The trial court correctly denied these claims for injunctive relief since this court has previously ruled adversely to such contentions. Crawford v. Brewster, 225 Ga. 404 (4) (169 SE2d 317).
(c) The plaintiff claimed in Count 4 of the complaint that Section 9 of Ga. L. 1949, pp. 223, 227, which empowers the Commissioners of Clayton County to zone, *640 without providing effective appeal or recourse to any court or higher tribunal for persons whose property is affected thereby, is a denial of due process and unconstitutional.
This contention cannot be maintained.
Section 10 of that Act (Ga.
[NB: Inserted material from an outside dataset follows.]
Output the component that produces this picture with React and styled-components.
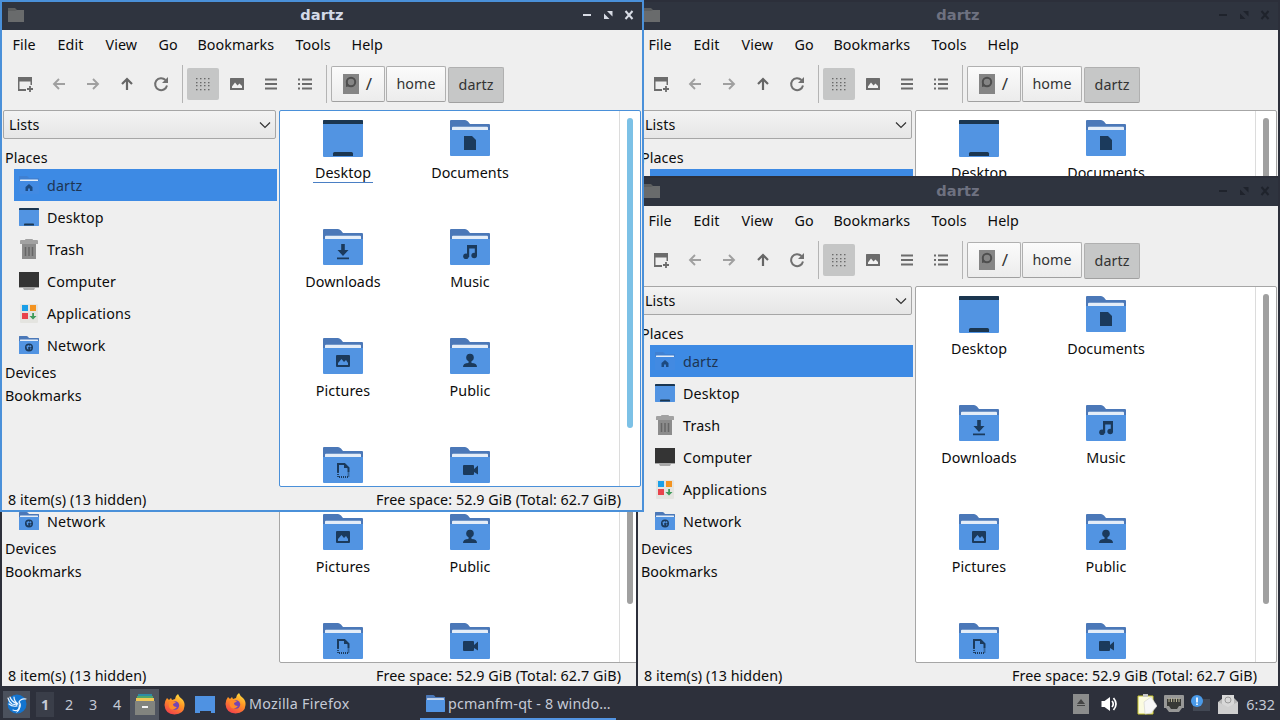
import React from "react";
import styled, { createGlobalStyle } from "styled-components";

const menus = [
  { name: "File", width: 45 },
  { name: "Edit", width: 48 },
  { name: "View", width: 53 },
  { name: "Go", width: 39 },
  { name: "Bookmarks", width: 98 },
  { name: "Tools", width: 56 },
  { name: "Help", width: 50 },
];

const places = ["dartz", "Desktop", "Trash", "Computer", "Applications", "Network"];

// the last row is scrolled half out of view, only its icons are reached
const files = [
  { icon: "Desktop", label: "Desktop" },
  { icon: "Documents", label: "Documents" },
  { icon: "Downloads", label: "Downloads" },
  { icon: "Music", label: "Music" },
  { icon: "Pictures", label: "Pictures" },
  { icon: "Public", label: "Public" },
  { icon: "Templates" },
  { icon: "Videos" },
];

const windows = [
  { id: 1, x: 636, y: 0 },
  { id: 2, x: 0, y: 176 },
  { id: 3, x: 636, y: 176 },
  { id: 4, x: 0, y: 0, active: true },
];

const App = () => {
  return (
    <Screen>
      <GlobalStyle />
      {windows.map((win) => (
        <FileWindow key={win.id} {...win} />
      ))}
      <Taskbar />
    </Screen>
  );
};

const FileWindow = ({ x, y, active }) => (
  <WindowFrame $x={x} $y={y} $active={active}>
    <TitleBar>
      <TitleFolder />
      <Title $active={active}>dartz</Title>
      <WindowButtons active={active} />
    </TitleBar>
    <MenuBar>
      {menus.map((menu) => (
        <MenuItem key={menu.name} $width={menu.width}>
          {menu.name}
        </MenuItem>
      ))}
    </MenuBar>
    <Toolbar>
      {["newtab", "back", "forward", "up", "reload"].map((name) => (
        <ToolButton key={name}>
          <ToolIcon name={name} />
        </ToolButton>
      ))}
      <Separator />
      {["grid", "image", "compact", "list"].map((name) => (
        <ToolButton key={name} $checked={name === "grid"}>
          <ToolIcon name={name} />
        </ToolButton>
      ))}
      <Separator />
      <PathBar>
        <PathButton $width={54}>
          <DriveIcon />
          <Slash>/</Slash>
        </PathButton>
        <PathButton $width={60}>home</PathButton>
        <PathButton $width={56} $checked>
          dartz
        </PathButton>
      </PathBar>
    </Toolbar>
    <Body>
      <Sidebar>
        <Select>
          Lists
          <svg width="12" height="8" viewBox="0 0 12 8">
            <path d="M1 1.5l5 5 5-5" fill="none" stroke="#333" strokeWidth="1.2" />
          </svg>
        </Select>
        <Group $top={7}>Places</Group>
        {places.map((place) => (
          <Place key={place} $selected={place === "dartz"}>
            <PlaceIcon name={place} />
            {place}
          </Place>
        ))}
        <Group>Devices</Group>
        <Group>Bookmarks</Group>
      </Sidebar>
      <FileView $active={active}>
        <FileGrid>
          {files.map((file) => (
            <File key={file.icon}>
              <FileIcon name={file.icon} />
              {file.label && (
                <FileName $current={active && file.label === "Desktop"}>{file.label}</FileName>
              )}
            </File>
          ))}
        </FileGrid>
        <ScrollTrack>
          <ScrollThumb $active={active} />
        </ScrollTrack>
      </FileView>
    </Body>
    <StatusBar>
      <StatusText>8 item(s) (13 hidden)</StatusText>
      <StatusText>Free space: 52.9 GiB (Total: 62.7 GiB)</StatusText>
    </StatusBar>
  </WindowFrame>
);

const TitleFolder = () => (
  <svg width="16" height="14" viewBox="0 0 16 14">
    <path d="M0 0h7l2 2h7v12H0z" fill="#5c5e5f" />
    <path d="M0 3h7l2-1h7v12H0z" fill="#696b6c" />
  </svg>
);

const WindowButtons = ({ active }) => {
  const color = active ? "#d8dce5" : "#1f232c";
  return (
    <svg width="52" height="12" viewBox="0 0 52 12">
      <path d="M0 6h8" stroke={color} strokeWidth="2" />
      <path d="M24 2h5.500v5.500zM21 4.500l5.500 5.500H21z" fill={color} />
      <path d="M42.500 2l7 8M49.500 2l-7 8" stroke={color} strokeWidth="2" />
    </svg>
  );
};

const ToolIcon = ({ name }) => {
  const shapes = {
    newtab: (
      <>
        <path d="M1 1h14v8h-1.500V5.500h-11V13H9v2H1z" fill="#6c6c6c" />
        <path d="M13 10v6M10 13h6" stroke="#6c6c6c" strokeWidth="1.8" />
      </>
    ),
    back: <path d="M14 8H3M8 3L3 8l5 5" fill="none" stroke="#a0a0a0" strokeWidth="1.900" />,
    forward: <path d="M2 8h11M8 3l5 5-5 5" fill="none" stroke="#a0a0a0" strokeWidth="1.900" />,
    up: <path d="M8 14V3M3 8l5-5 5 5" fill="none" stroke="#666" strokeWidth="2.200" />,
    reload: (
      <>
        <path d="M12.500 4A6 6 0 1 0 14 9.500" fill="none" stroke="#707070" strokeWidth="2" />
        <path d="M15 1v6H9z" fill="#707070" />
      </>
    ),
    grid: (
      <g fill="#6a6a6a">
        {[2, 6, 9, 13].map((y) =>
          [1, 5, 9, 13].map((x) => <rect key={`${x}-${y}`} x={x} y={y} width="1.500" height="1.300" />)
        )}
      </g>
    ),
    image: (
      <>
        <rect x="1" y="2" width="14" height="12" rx="0.5" fill="#6c6c6c" />
        <path d="M3 12V10.500L6 6.500l2.500 3 2-2L13 10v2z" fill="#f2f2f2" />
      </>
    ),
    compact: <path d="M2 3.500h12M2 8h12M2 12.500h12" stroke="#6c6c6c" strokeWidth="2" />,
    list: <path d="M1 3.500h2M5 3.500h10M1 8h2M5 8h10M1 12.500h2M5 12.500h10" stroke="#6c6c6c" strokeWidth="1.800" />,
  };
  return (
    <svg width="16" height="16" viewBox="0 0 16 16">
      {shapes[name]}
    </svg>
  );
};

const DriveIcon = () => (
  <svg width="16" height="20" viewBox="0 0 16 20">
    <rect width="16" height="20" fill="#858585" />
    <circle cx="8" cy="8" r="4.200" fill="none" stroke="#4e4e4e" strokeWidth="2" />
    <path d="M3 8v5l4-1" fill="#4e4e4e" />
  </svg>
);

const glyphs = {
  Documents: <path d="M14 16h8l4 4v10H14z" />,
  Downloads: <path d="M18.200 15h3.600v6h3.700L20 27l-5.500-6h3.700zM14 28.500h12v1.800H14z" />,
  Music: (
    <>
      <path d="M17 16h10v11h-2.200v-7.500h-5.600V28H17z" />
      <circle cx="16" cy="27.200" r="2.800" />
      <circle cx="24.200" cy="26.500" r="2.800" />
    </>
  ),
  Pictures: (
    <path fillRule="evenodd" d="M14 17h12q1 0 1 1v10q0 1-1 1H14q-1 0-1-1V18q0-1 1-1zM15 27h10v-2l-2-3-2 2-2.500-3-3.500 4z" />
  ),
  Public: (
    <>
      <circle cx="20" cy="19.500" r="3.800" />
      <path d="M18.500 22h3v3q5.500 0 5.500 4H13q0-4 5.500-4z" />
    </>
  ),
  Templates: (
    <>
      <path d="M15 25v-8h6.500l4 4v4" fill="none" stroke="#1b3a5c" strokeWidth="2" />
      <path d="M21 16l5 5h-5z" />
      <path d="M15 25v5h10.500v-5" fill="none" stroke="#1b3a5c" strokeWidth="1.800" strokeDasharray="1 1" />
    </>
  ),
  Videos: <path d="M14 18h9q1 0 1 1v3l4-3.500v9L24 25v2q0 1-1 1h-9q-1 0-1-1v-8q0-1 1-1z" />,
  Network: (
    <>
      <circle cx="20" cy="23" r="8" />
      <path d="M15 20l5-2 1 3-3 2 1 4-3-1zM22 18l3 2-1 3-3-1zM22 25l3-1-2 4z" fill="#5294e2" />
    </>
  ),
  dartz: <path d="M20 16l7 6v8h-5v-5h-4v5h-5v-8z" />,
};

const Folder = ({ name, width = 40, height = 36 }) => (
  <svg width={width} height={height} viewBox="0 0 40 36" preserveAspectRatio="none">
    <path
      d="M1 0h14q1.500 0 3 1.500L20 4h19q1 0 1 1v12H0V1q0-1 1-1z"
      fill={name === "dartz" ? "#3f80d2" : "#4b78b8"}
    />
    <path d="M3 6.800h34q1 0 1 1V14H2V7.800q0-1 1-1z" fill="#e4edf8" />
    <path d="M0 10h40V35q0 1-1 1H1q-1 0-1-1z" fill={name === "dartz" ? "#428ae2" : "#5294e2"} />
    <g fill={name === "dartz" ? "#1d4a80" : "#1b3a5c"}>{glyphs[name]}</g>
  </svg>
);

const DesktopIcon = ({ width = 40, height = 37 }) => (
  <svg width={width} height={height} viewBox="0 0 40 37" preserveAspectRatio="none">
    <path d="M1 0h38q1 0 1 1v35q0 1-1 1H1q-1 0-1-1V1q0-1 1-1z" fill="#5294e2" />
    <path d="M1 0h38q1 0 1 1v3H0V1q0-1 1-1z" fill="#1b3650" />
    <path d="M10 36v-2.500q0-1.500 1.500-1.500h17q1.500 0 1.500 1.500V36z" fill="#1b3650" />
  </svg>
);

const FileIcon = ({ name }) => (name === "Desktop" ? <DesktopIcon /> : <Folder name={name} />);

const PlaceIcon = ({ name }) => {
  if (name === "dartz" || name === "Network") {
    return <Folder name={name} width={20} height={18} />;
  }
  if (name === "Desktop") {
    return <DesktopIcon width={20} height={18} />;
  }
  if (name === "Trash") {
    return (
      <svg width="20" height="20" viewBox="0 0 20 20">
        <path d="M2 1h4q0-1 1-1h6q1 0 1 1h4q1 0 1 1v3H1V2q0-1 1-1z" fill="#a2a2a2" />
        <path d="M3 5h14v15H3z" fill="#8c8c8c" />
        <path d="M6.500 8v9M10 8v9M13.500 8v9" stroke="#666" strokeWidth="1.500" />
      </svg>
    );
  }
  if (name === "Computer") {
    return (
      <svg width="20" height="18" viewBox="0 0 20 18">
        <path d="M0 14h20v2h-4l-1 2H5l-1-2H0z" fill="#a8a8a8" />
        <path d="M0 0h20v15H0z" fill="#343434" />
      </svg>
    );
  }
  return (
    <svg width="20" height="20" viewBox="0 0 20 20">
      <rect x="1" y="1" width="18" height="19" rx="1" fill="#e4e4e0" />
      <path d="M3 2h6v6H3z" fill="#1a9fe8" />
      <path d="M11 2h6v6h-6z" fill="#f39321" />
      <path d="M3 10h6v6H3z" fill="#e8434c" />
      <path d="M13.200 10h1.800v3h2.500L14 16.500 10.500 13h2.700z" fill="#3e9b5b" />
    </svg>
  );
};

const FirefoxIcon = () => (
  <svg width="21" height="21" viewBox="0 0 21 21">
    <defs>
      <linearGradient id="fox" x1="0.800" y1="0" x2="0.300" y2="1">
        <stop offset="0" stopColor="#ffe343" />
        <stop offset="0.450" stopColor="#ff9524" />
        <stop offset="1" stopColor="#f2404c" />
      </linearGradient>
    </defs>
    <path
      d="M3 4l2 2 2-2 1 2 3-1q0-3 3-5 1 3 4 5 3 3 2.500 7Q20 20 10.500 20.500 1 20 .5 11 .500 7 3 4z"
      fill="url(#fox)"
    />
    <circle cx="11" cy="11.500" r="4.200" fill="#7446b3" />
    <path d="M5 8q3-2 7 .5l-3 1.500q0 3 4 3-3 4-7 1.500Q4 12 5 8z" fill="#ff8a2a" />
  </svg>
);

const Taskbar = () => (
  <Panel>
    <StartButton>
      <svg width="20" height="22" viewBox="0 0 20 22">
        <circle cx="10" cy="11" r="9.500" fill="#1374cf" />
        <path
          d="M1 5q1 4 4 6l5 1M3 4q1 4 7 7M7 4q0 4 4 7M2 11q3 3 8 2M6 17q5 2 7-3 1-3-1-5 2-4 7-3"
          fill="none"
          stroke="#e9f4ff"
          strokeWidth="1.200"
          strokeLinecap="round"
        />
        <path d="M9 20q5-3 4-8l-1-1q0 5-3 9z" fill="#e9f4ff" />
      </svg>
    </StartButton>
    <Pager>
      {[1, 2, 3, 4].map((n) => (
        <Workspace key={n} $current={n === 1}>
          {n}
        </Workspace>
      ))}
    </Pager>
    <Launcher $open>
      <svg width="20" height="21" viewBox="0 0 20 21">
        <path d="M3 0h14v4H3z" fill="#2e8ba5" />
        <path d="M2 2h16v4H2z" fill="#52a56a" />
        <path d="M1 4h18v4H1z" fill="#f0c657" />
        <path d="M0 7h20v14H0z" fill="#82847f" />
        <rect x="7" y="12" width="6" height="2" fill="#f4f4f4" />
      </svg>
    </Launcher>
    <Launcher>
      <FirefoxIcon />
    </Launcher>
    <Launcher>
      <svg width="20" height="17" viewBox="0 0 20 17">
        <path d="M0 0h20v17h-4v-2H5v2H0z" fill="#4f92e2" />
      </svg>
    </Launcher>
    <Task $width={190}>
      <FirefoxIcon />
      <TaskName $spacing={0.26}>Mozilla Firefox</TaskName>
    </Task>
    <Task $width={196} $active>
      <Folder width={19} height={17} />
      <TaskName $spacing={0.17}>pcmanfm-qt - 8 windo…</TaskName>
    </Task>
    <Tray>
      <TrayItem $right={12}>
        <svg width="16" height="20" viewBox="0 0 16 20">
          <rect width="16" height="20" fill="#8b8c8c" />
          <path d="M8 5l4 5H4zM4 11h8v1H4z" fill="#444" />
        </svg>
      </TrayItem>
      <TrayItem $right={18}>
        <svg width="18" height="16" viewBox="0 0 18 16">
          <path d="M0.500 5h3L9 1v14l-5.500-4h-3z" fill="#fff" />
          <path d="M11 5q2.500 3 0 6M12.500 2q5 6 0 12" fill="none" stroke="#fff" strokeWidth="1.700" />
        </svg>
      </TrayItem>
      <TrayItem>
        <svg width="20" height="21" viewBox="0 0 20 21">
          <path d="M1 2h15v18H1z" fill="#fbfbe0" stroke="#c9c52f" />
          <path d="M6 0h5v3H6z" fill="#c6c6c6" />
          <path d="M7 8l7-5 6 9-6 7-6 1z" fill="#f7f7f7" stroke="#d6d6d2" strokeWidth="0.700" />
        </svg>
      </TrayItem>
      <TrayItem>
        <svg width="20" height="18" viewBox="0 0 20 18">
          <path d="M1 0h18q1 0 1 1v12h-2l-3 4H5l-3-4H0V1q0-1 1-1z" fill="#989897" />
          <path d="M3 4h14v7h-2l-2 3H7l-2-3H3z" fill="#383936" />
          <path d="M5 3v4M7.500 3v4M10 3v4M12.500 3v4M15 3v4" stroke="#b8b395" strokeWidth="1" />
        </svg>
      </TrayItem>
      <TrayItem>
        <svg width="20" height="18" viewBox="0 0 20 18">
          <rect x="2" y="4" width="17" height="12" fill="#424854" />
          <circle cx="6" cy="6" r="6" fill="#4a9ae8" />
          <path d="M6 2.500v5M6 8.500v1.500" stroke="#fff" strokeWidth="1.700" />
        </svg>
      </TrayItem>
      <TrayItem $right={8}>
        <svg width="20" height="21" viewBox="0 0 20 21">
          <path d="M0 8l5-4V1h11v3l4 4v12H0z" fill="#b5b5b5" />
          <path d="M4 1h12v9l-6 5-6-5z" fill="#d8d8d8" />
          <circle cx="10" cy="6" r="3" fill="none" stroke="#999" />
          <path d="M0 8l10 5 10-5v12H0z" fill="#cfcfcf" />
        </svg>
      </TrayItem>
      <Clock>6:32</Clock>
    </Tray>
  </Panel>
);

const GlobalStyle = createGlobalStyle`
  * {
    box-sizing: border-box;
  }
  body {
    margin: 0;
    overflow: hidden;
    font-family: "Noto Sans", sans-serif;
    font-size: 14.3px;
    letter-spacing: 0.07px;
    color: #0c0c0c;
  }
  svg {
    display: block;
    flex-shrink: 0;
  }
`;

const Screen = styled.div`
  position: relative;
  width: 1280px;
  height: 720px;
  overflow: hidden;
  display: flex;
  flex-direction: column;
  justify-content: flex-end;
  background-color: #2d303b;
`;

const WindowFrame = styled.div`
  position: absolute;
  left: ${({ $x }) => $x}px;
  top: ${({ $y }) => $y}px;
  width: 644px;
  height: 512px;
  display: flex;
  flex-direction: column;
  border: 2px solid ${({ $active }) => ($active ? "#4a90d9" : "#2c2f3a")};
  background-color: #efefef;
`;

const TitleBar = styled.div`
  flex: none;
  height: 28px;
  display: flex;
  align-items: center;
  justify-content: space-between;
  padding: 0 7px 2px 6px;
  background-color: #2f343f;
`;

const Title = styled.div`
  margin: -1px 0 0 37px;
  font-family: "DejaVu Sans", sans-serif;
  font-size: 14.6px;
  font-weight: bold;
  color: ${({ $active }) => ($active ? "#d3dae8" : "#6e7180")};
`;

const MenuBar = styled.div`
  flex: none;
  height: 30px;
  display: flex;
  align-items: center;
  padding: 0 0 2px 10.5px;
`;

const MenuItem = styled.div`
  width: ${({ $width }) => $width}px;
  white-space: nowrap;
`;

const Toolbar = styled.div`
  flex: none;
  height: 50px;
  display: flex;
  align-items: center;
  gap: 2px;
  padding: 0 0 2px 7px;
`;

const ToolButton = styled.div`
  width: 32px;
  height: 32px;
  display: flex;
  align-items: center;
  justify-content: center;
  border-radius: 2px;
  background-color: ${({ $checked }) => ($checked ? "#c5c6c6" : "transparent")};
`;

const Separator = styled.div`
  width: 1px;
  height: 38px;
  margin: 0 2px 0 3px;
  background-color: #b4b4b4;
`;

const PathBar = styled.div`
  display: flex;
  gap: 2px;
`;

const PathButton = styled.div`
  width: ${({ $width }) => $width}px;
  height: 36px;
  display: flex;
  align-items: center;
  justify-content: center;
  gap: 7px;
  margin-top: ${({ $checked }) => ($checked ? 1 : 0)}px;
  margin-left: ${({ $checked }) => ($checked ? 0 : -0.5)}px;
  border: 1px solid #b0b0b0;
  border-bottom-color: #a0a0a0;
  border-radius: 2px;
  color: #333;
  background: ${({ $checked }) => ($checked ? "#c6c7c7" : "linear-gradient(#fbfbfb, #ececec)")};
`;

const Slash = styled.span`
  font-size: 17px;
  line-height: 20px;
`;

const Body = styled.div`
  flex: none;
  height: 377px;
  display: flex;
`;

const Sidebar = styled.div`
  width: 277px;
  padding-left: 1px;
`;

const Select = styled.div`
  width: 273px;
  height: 29px;
  display: flex;
  align-items: center;
  justify-content: space-between;
  padding: 0 4px 0 5px;
  border: 1px solid #a6a6a6;
  border-radius: 2px;
  background: linear-gradient(#f3f3f3, #e6e6e6);
`;

const Group = styled.div`
  height: 23px;
  margin-top: ${({ $top }) => $top || 0}px;
  padding-left: 2px;
  line-height: 23px;
`;

const Place = styled.div`
  height: 32px;
  display: flex;
  align-items: center;
  gap: 8px;
  margin: 0 2px 0 11px;
  padding-left: 5px;
  letter-spacing: 0.15px;
  color: ${({ $selected }) => ($selected ? "#1d3553" : "#0c0c0c")};
  background-color: ${({ $selected }) => ($selected ? "#3d8ae4" : "transparent")};
`;

const FileView = styled.div`
  width: 362px;
  display: flex;
  border: 1px solid ${({ $active }) => ($active ? "#4a90d9" : "#a6a6a6")};
  border-radius: 2px;
  background-color: #fff;
  overflow: hidden;
`;

const FileGrid = styled.div`
  flex: 1;
  display: grid;
  grid-template-columns: 127px 127px;
  grid-auto-rows: 109px;
`;

const File = styled.div`
  display: flex;
  flex-direction: column;
  align-items: center;
  padding: 9px 1px 0 0;

  svg {
    margin-bottom: auto;
  }
`;

const FileName = styled.div`
  height: 19px;
  margin-bottom: 37px;
  padding: 0 2px;
  line-height: 18px;
  border-bottom: 1px solid ${({ $current }) => ($current ? "#4a7fc4" : "transparent")};
`;

const ScrollTrack = styled.div`
  width: 21px;
  padding: 7px 0 0 7px;
  border-left: 1px solid #dcdcdc;
`;

const ScrollThumb = styled.div`
  width: 6px;
  height: 310px;
  border-radius: 3px;
  background-color: ${({ $active }) => ($active ? "#7cc1e6" : "#a0a0a0")};
`;

const StatusBar = styled.div`
  flex: 1;
  display: flex;
  align-items: center;
  justify-content: space-between;
  padding: 2px 21px 0 6px;
`;

const StatusText = styled.div`
  white-space: nowrap;
`;

const Panel = styled.div`
  position: relative;
  height: 34px;
  display: flex;
  align-items: center;
  padding: 2px 5px 0 3px;
  color: #c5cad6;
  background-color: #2d303b;
`;

const StartButton = styled.div`
  width: 27px;
  height: 27px;
  display: flex;
  align-items: center;
  justify-content: center;
  background-color: #4b515d;
`;

const Pager = styled.div`
  display: flex;
  margin: 0 1px 0 3px;
`;

const Workspace = styled.div`
  width: 18px;
  height: 25px;
  margin: 0 3px;
  text-align: center;
  line-height: 25px;
  font-weight: ${({ $current }) => ($current ? "bold" : "normal")};
  background-color: ${({ $current }) => ($current ? "#3a3e49" : "transparent")};
`;

const Launcher = styled.div`
  width: 29px;
  height: 31px;
  margin-right: 1px;
  display: flex;
  align-items: center;
  justify-content: center;
  background-color: ${({ $open }) => ($open ? "#505560" : "transparent")};
`;

const Task = styled.div`
  width: ${({ $width }) => $width}px;
  height: 32px;
  display: flex;
  align-items: center;
  gap: 3px;
  margin-left: 5px;
  padding-left: ${({ $active }) => ($active ? 6 : 0)}px;
  border-bottom: 2px solid ${({ $active }) => ($active ? "#5294e2" : "transparent")};
`;

const TaskName = styled.div`
  white-space: nowrap;
  letter-spacing: ${({ $spacing }) => $spacing}px;
`;

const Tray = styled.div`
  display: flex;
  align-items: center;
  margin-left: auto;
`;

const TrayItem = styled.div`
  margin-right: ${({ $right }) => $right || 7}px;
`;

const Clock = styled.div`
  white-space: nowrap;
`;

export default App;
L. 1949, pp. 223, 228) expressly provides for a Board of Zoning Appeals with the power to summon witnesses, administer oaths and compel the giving of testimony in appeals from any regulations adopted pursuant to the Act. It also authorizes the filing of appeals in the superior court from any decision of the Board of Zoning Appeals. See also in this connection, Kirkpatrick v. Candler, 205 Ga. 449, 456 (53 SE2d 889) (1 Justice dissenting and 1 Justice disqualified); Binford v. Western Electric Co., 219 Ga. 404, 407 (133 SE2d 361).
3. The defendant Partiss filed a motion to dismiss upon the ground that no enumeration of errors under separate cover had been filed in the cross appeal. The record discloses, however, that such enumeration of error was in fact timely filed. Accordingly, the motion is not meritorious.
For the foregoing reasons, the judgment of the trial court in the three appeals and in the cross appeal is affirmed.